The Pro Football Hall of Fame Class of 2015 was announced at the NFL Honors show on Saturday, and there's no real surprises. The first confirmed player was Jerome Bettis of the Pittsburgh Steelers, who confirmed his selection on Twitter. The rest of the names quickly followed: Charles Haley, Tim Brown, Junior Seau, Will Shields, Bill Polian, Ron Wolf and Mick Tingelhoff.
Bettis always had the raw numbers to make it, but many questioned his chances given that he was never really considered the "best" running back in the league at any point during his playing days. But he put up eight seasons of 1,000-plus yards, which at the time of his retirement was the third-best in NFL history. He's fifth all-time in career rushing yards with 13,662.

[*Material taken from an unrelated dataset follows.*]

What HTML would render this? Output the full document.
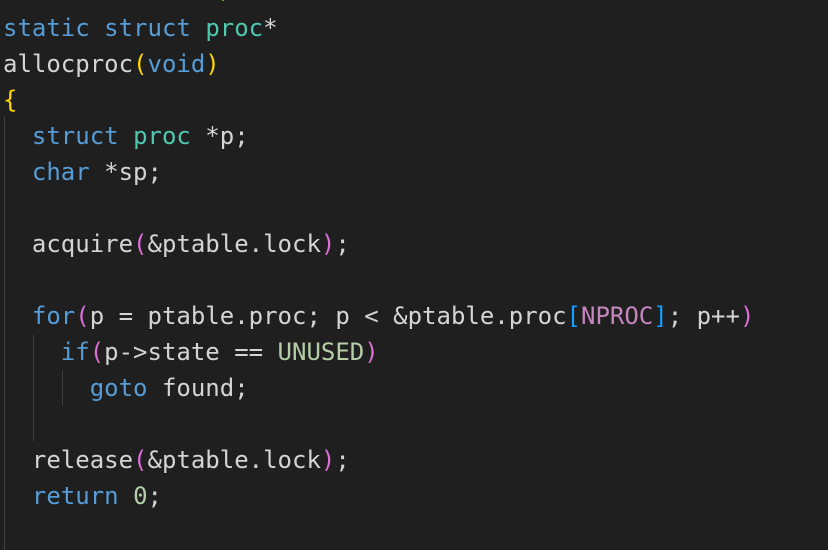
<!DOCTYPE html>
<html><head><meta charset="utf-8"><style>
html,body{margin:0;padding:0;background:#1f1f1f;width:828px;height:550px;overflow:hidden}
.c{position:absolute;left:3px;top:-26px;font-family:"DejaVu Sans Mono","Liberation Mono",monospace;font-size:24px;line-height:36px;color:#d4d4d4;white-space:pre}
.k{color:#569cd6}.t{color:#4ec9b0}.y{color:#ffd700}.p{color:#da70d6}.b{color:#179fff}.m{color:#c586c0}.n{color:#b5cea8}.g{color:#6a9955;position:relative;top:-4px}
.gd{position:absolute;width:1px;background:#404040}
</style></head><body>
<div class="gd" style="left:4px;top:117px;height:433px"></div>
<div class="gd" style="left:33px;top:335px;height:106px"></div>
<div class="gd" style="left:62px;top:371px;height:34px"></div>
<div class="c"><span class="g">// Look in the process table for</span>
<span class="k">static</span> <span class="k">struct</span> <span class="t">proc</span>*
allocproc<span class="y">(</span><span class="k">void</span><span class="y">)</span>
<span class="y">{</span>
  <span class="k">struct</span> <span class="t">proc</span> *p;
  <span class="k">char</span> *sp;

  acquire<span class="p">(</span>&amp;ptable.lock<span class="p">)</span>;

  <span class="k">for</span><span class="p">(</span>p = ptable.proc; p &lt; &amp;ptable.proc<span class="b">[</span><span class="m">NPROC</span><span class="b">]</span>; p++<span class="p">)</span>
    <span class="k">if</span><span class="p">(</span>p-&gt;state == <span class="n">UNUSED</span><span class="p">)</span>
      <span class="k">goto</span> found;

  release<span class="p">(</span>&amp;ptable.lock<span class="p">)</span>;
  <span class="k">return</span> <span class="n">0</span>;
</div>
</body></html>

Haley has been a finalist several times, and many have questioned why he wasn't already inducted given that he is the only player in NFL history to have five Super Bowl rings as a player. He has rings from Super Bowl XXIII, XXIV, XXVII, XXVIII and XXX. Injury wound up limiting his ability to continue on his career, but he had seven double-digit sack seasons and finished his career with 100.5 sacks. He was named the defensive player of the year twice, in 1990 and 1994, and was voted to five Pro Bowls.
Many felt that Junior Seau was going to be a shoo-in for the class, so it's no surprise that he wound up making it. One of the greatest San Diego Chargers players ever, Seau played 20 seasons in the NFL, making it to 12 Pro Bowls with six All-Pro nods. He was the 1992 NFL Defensive Player of the Year and was as sure-fire an entrant as any to make it this year.
Brown has been a finalist multiple times, but the sheer number of successful wide receivers in recent years has made it awfully tough for them to make it into the Hall of Fame. Brown had more than 1,000 catches when he retired, and primarily with bad quarterbacks, which says a lot more about his success. At the time of his retirement, he had the second-most receiving yards in NFL history.
Shields was an ironman and didn't miss a single game in 14 seasons. That's 224 games played, with 223 starts. The Chiefs won four division titles and made six playoff appearances with Shields blocking. He earned 12 consecutive Pro Bowl berths and helped Priest Holmes to a then-record 27 rushing touchdowns in 2003.
Polian, listed as a contributor, spent 32 seasons building franchises from the ground up. His teams went to five Super Bowls, three with the Buffalo Bills and two with the Indianapolis Colts. Indianapolis went to the postseason 11 out of the 12 seasons Polian was the president and general manager. He was named the NFL's Executive of the Year by The Sporting News six times.
Tingelhoff, a Seniors Committee pick, played 240 games over the course of 17 seasons in the 60s and 70s. He earned the starting center job as a rookie and kept it his entire career. He never missed a game or practice and played in 19 playoff games over the course of his career. He went up against guy like Dick Butkus and Ray Nitschke, and he often won the matchups.
Wolf, listed as a contributor, has always been known as one of the best personnel guys in the game. He was with the Oakland Raiders for 23 seasons, and the team was successful, with winning seasons in all but six years during his time there. He also helped turn the Green Bay Packers into one of the league's dominant franchises, taking them to back-to-back Super Bowls. The Packers won 16 games, including Super Bowl XXXI, when Wolf was with the franchise.
The Class of 2015 will now have several months to work on their speeches for the Enshrinement Ceremony. That will come on Saturday, Aug. 8. There, each of the enshrinees will receive their bronze busts and will give a speech, followed by the NFL's annual Hall of Fame game on Sunday.